Mais n’anticipons pas. Restons-en au serviteur de l’Éternel, peuple fidèle et Israël idéal. Il est appelé à établir la justice sur la terre. Les îles s attendent à sa loi (Ésaïe 42.4). Il est la lumière des Gentils (v. 6). Il portera le-salut de l’Éternel jusqu’aux bouts de la terre (Ésaïe 49.6 ; 51.5). Dans tous ces passages, comme du reste dans Ésaïe 2.2-4, c’est par la parole et non plus par les armes que le royaume de Dieu s’étendra sur la terre. Tandis que toutes les autres nations seront encore plongées dans les ténèbres les plus profondes, la gloire de l’Éternel brillera en Sion, et les rois et les peuples, attirés par cette vive lumière, voudront tous y marcher (ch. 60). Le nouveau temple de Jérusalem sera une maison de prière pour tous les peuples (Ésaïe 56.7).

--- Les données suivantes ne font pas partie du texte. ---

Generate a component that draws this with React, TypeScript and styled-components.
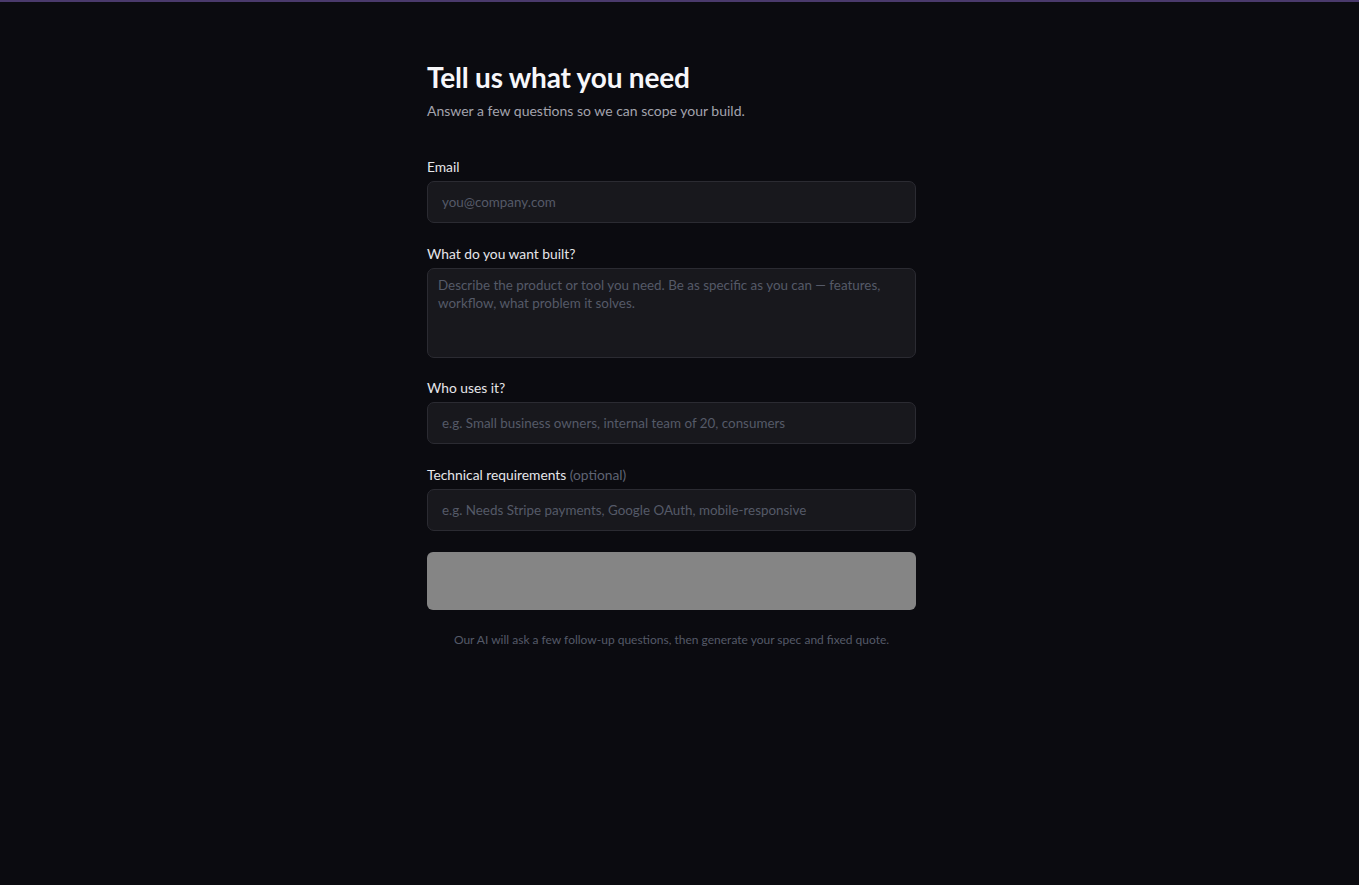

[Ésaïe 56.3-7 est encore remarquable à un autre point de vue. La loi de Deutéronome 23.2, qui excluait les eunuques de l’assemblée de l’Éternel, y est formellement abrogée, comme l’a été dans Jérémie 48.42-47, la loi qui en excluait certains peuples particulièrement profanes, et comme le sera dans Zacharie 9.6, la défense de Deutéronome 23.2, relative au מ.ֻמזר.]

Dans le temps du salut, l’humanité tout entière soutiendra avec l’Éternel des relations analogues à celles qui étaient auparavant le privilège exclusif d’Israël. L’Éternel sera le roi de tous les peuples (Zacharie 14.9,16 ; Ésaïe 24.23 ; Psaumes 96.10 ; 97.1 ; Abdias 1.21 ; Psaumes 93 et 119). Tous les trésors du monde seront mis à sa disposition et serviront à orner la ville et le temple de Jérusalem. Ce que Ésaïe 23.18 dit de Tyr : « Son trafic sera consacré à l’Éternel », sera vrai de tous les autres, peuples de la terre. Voyez Ésaïe 10.9-11 ; Aggée 2.7.

[Le v. 8 montre qu’il ne faut traduire חמדת כל–הגוים, ni par : les désirés, ni par la consolation de toutes les nations (Luther), mais par : ce qu’il y a de plus précieux chez toutes les nations.]